- Provided information
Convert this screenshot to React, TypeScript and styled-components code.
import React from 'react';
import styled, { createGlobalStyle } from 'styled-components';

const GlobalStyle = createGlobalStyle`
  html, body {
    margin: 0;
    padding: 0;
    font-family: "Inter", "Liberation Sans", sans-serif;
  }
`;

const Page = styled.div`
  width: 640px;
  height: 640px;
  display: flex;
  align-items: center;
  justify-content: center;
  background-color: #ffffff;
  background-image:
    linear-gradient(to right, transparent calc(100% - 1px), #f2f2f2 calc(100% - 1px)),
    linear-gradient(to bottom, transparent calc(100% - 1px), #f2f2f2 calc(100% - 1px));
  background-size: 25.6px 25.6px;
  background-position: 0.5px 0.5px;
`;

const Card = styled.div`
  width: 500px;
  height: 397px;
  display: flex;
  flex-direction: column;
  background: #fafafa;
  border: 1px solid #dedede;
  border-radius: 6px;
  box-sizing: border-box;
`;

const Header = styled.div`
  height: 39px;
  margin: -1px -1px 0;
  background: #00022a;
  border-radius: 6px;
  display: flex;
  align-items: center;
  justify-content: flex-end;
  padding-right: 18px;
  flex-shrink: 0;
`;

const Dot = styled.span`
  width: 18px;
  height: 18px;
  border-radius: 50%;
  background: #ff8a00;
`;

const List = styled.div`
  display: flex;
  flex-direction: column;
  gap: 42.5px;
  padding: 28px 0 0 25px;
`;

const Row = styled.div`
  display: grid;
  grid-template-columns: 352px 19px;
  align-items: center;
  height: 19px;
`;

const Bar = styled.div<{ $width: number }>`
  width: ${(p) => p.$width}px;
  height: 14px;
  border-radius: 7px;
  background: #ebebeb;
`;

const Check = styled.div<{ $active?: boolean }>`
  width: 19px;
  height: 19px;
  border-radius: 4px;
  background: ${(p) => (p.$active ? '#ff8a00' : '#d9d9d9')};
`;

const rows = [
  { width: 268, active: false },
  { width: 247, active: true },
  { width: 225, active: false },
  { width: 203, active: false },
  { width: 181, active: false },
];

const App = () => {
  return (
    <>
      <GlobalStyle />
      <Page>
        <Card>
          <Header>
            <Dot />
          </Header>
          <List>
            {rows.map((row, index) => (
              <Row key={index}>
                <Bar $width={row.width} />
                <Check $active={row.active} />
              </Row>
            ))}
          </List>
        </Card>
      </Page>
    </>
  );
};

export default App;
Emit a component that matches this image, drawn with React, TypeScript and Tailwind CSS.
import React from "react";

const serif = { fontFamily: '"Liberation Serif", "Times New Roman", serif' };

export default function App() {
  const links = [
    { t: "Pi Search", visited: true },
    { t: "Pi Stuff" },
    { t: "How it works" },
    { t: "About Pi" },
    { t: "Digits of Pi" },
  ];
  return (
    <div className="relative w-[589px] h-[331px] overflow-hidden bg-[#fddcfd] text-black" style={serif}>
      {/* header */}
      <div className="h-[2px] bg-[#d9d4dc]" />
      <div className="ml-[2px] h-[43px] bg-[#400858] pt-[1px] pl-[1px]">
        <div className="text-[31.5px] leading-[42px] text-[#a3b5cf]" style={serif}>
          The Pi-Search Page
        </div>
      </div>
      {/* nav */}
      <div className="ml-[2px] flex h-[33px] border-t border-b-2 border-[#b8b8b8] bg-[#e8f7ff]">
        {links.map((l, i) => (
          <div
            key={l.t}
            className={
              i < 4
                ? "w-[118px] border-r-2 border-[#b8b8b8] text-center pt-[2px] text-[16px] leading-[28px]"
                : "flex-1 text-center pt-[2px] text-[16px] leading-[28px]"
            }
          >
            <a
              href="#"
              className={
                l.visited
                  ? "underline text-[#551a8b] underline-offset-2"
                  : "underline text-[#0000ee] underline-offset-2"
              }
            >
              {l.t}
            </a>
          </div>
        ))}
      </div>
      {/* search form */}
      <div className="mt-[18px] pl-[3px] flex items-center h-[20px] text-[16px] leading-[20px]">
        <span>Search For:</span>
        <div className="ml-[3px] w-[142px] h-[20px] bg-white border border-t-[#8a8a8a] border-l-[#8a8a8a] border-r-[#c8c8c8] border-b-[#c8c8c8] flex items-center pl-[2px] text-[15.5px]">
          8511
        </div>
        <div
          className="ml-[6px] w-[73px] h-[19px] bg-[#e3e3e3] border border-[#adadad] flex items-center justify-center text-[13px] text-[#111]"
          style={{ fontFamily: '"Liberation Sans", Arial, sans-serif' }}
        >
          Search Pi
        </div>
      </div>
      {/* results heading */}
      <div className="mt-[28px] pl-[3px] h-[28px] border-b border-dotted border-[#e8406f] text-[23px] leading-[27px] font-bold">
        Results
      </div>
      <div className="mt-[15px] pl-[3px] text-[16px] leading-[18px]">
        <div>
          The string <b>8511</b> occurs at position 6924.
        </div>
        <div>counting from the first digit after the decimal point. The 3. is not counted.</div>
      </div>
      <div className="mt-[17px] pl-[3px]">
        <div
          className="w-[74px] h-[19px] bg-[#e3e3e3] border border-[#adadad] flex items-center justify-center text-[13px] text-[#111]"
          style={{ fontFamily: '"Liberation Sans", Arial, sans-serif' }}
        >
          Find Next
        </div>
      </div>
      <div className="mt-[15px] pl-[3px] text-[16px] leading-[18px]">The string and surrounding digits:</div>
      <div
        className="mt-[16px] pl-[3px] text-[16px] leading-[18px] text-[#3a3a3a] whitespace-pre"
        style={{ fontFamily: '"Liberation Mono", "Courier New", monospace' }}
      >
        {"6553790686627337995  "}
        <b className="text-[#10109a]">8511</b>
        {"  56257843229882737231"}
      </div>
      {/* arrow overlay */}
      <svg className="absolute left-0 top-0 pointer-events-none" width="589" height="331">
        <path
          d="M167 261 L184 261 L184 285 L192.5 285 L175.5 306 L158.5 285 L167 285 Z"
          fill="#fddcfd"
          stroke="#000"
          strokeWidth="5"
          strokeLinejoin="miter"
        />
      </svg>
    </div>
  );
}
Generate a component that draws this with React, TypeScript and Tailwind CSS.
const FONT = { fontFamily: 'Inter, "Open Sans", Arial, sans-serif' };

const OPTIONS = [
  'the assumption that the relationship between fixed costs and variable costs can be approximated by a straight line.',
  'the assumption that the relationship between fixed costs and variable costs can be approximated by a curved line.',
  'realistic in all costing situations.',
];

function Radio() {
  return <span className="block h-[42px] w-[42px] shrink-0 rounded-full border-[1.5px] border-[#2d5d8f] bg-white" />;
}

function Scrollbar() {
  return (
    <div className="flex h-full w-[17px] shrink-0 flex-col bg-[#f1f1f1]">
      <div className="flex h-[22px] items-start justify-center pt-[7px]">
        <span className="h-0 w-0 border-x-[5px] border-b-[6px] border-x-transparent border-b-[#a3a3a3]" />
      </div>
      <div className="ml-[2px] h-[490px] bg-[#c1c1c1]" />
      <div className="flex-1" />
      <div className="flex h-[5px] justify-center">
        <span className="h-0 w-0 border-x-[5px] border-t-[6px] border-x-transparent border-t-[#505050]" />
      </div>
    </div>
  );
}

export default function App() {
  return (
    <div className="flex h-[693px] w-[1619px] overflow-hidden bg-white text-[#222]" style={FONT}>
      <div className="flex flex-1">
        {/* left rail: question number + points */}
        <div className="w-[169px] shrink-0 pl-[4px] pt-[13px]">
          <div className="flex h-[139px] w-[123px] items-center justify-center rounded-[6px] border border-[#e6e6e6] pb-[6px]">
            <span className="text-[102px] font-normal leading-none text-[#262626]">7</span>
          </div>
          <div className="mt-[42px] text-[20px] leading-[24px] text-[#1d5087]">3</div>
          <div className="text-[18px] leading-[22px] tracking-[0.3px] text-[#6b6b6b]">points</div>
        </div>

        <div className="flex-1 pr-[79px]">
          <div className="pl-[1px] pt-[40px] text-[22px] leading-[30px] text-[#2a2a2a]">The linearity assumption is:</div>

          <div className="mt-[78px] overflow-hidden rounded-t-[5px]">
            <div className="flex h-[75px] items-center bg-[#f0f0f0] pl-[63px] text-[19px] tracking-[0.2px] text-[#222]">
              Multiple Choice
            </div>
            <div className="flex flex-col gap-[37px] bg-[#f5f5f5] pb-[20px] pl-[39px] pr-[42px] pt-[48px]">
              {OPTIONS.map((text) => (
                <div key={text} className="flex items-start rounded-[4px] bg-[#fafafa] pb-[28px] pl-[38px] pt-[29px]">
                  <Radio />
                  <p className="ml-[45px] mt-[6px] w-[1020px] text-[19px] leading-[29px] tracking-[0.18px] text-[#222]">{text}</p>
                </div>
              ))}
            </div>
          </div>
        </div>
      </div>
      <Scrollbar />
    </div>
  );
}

* * *

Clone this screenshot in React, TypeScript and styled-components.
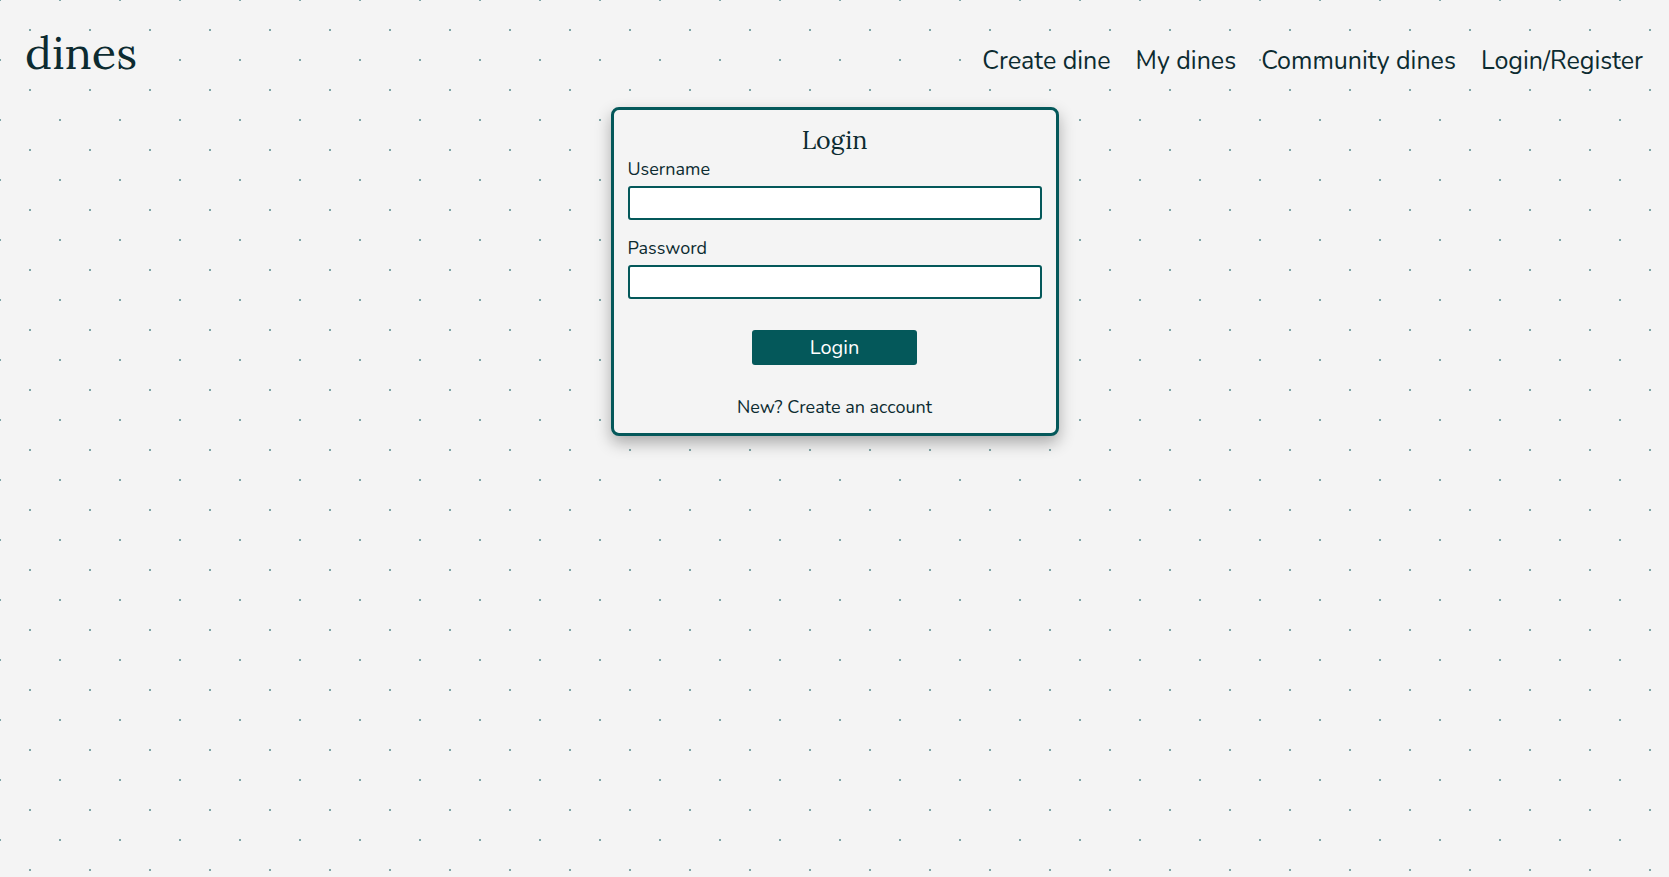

- Stated exercise
Gather every line from the entries above where the word "Tailwind" appears, and copy them.

- Finished task
Emit a component that matches this image, drawn with React, TypeScript and Tailwind CSS.
Generate a component that draws this with React, TypeScript and Tailwind CSS.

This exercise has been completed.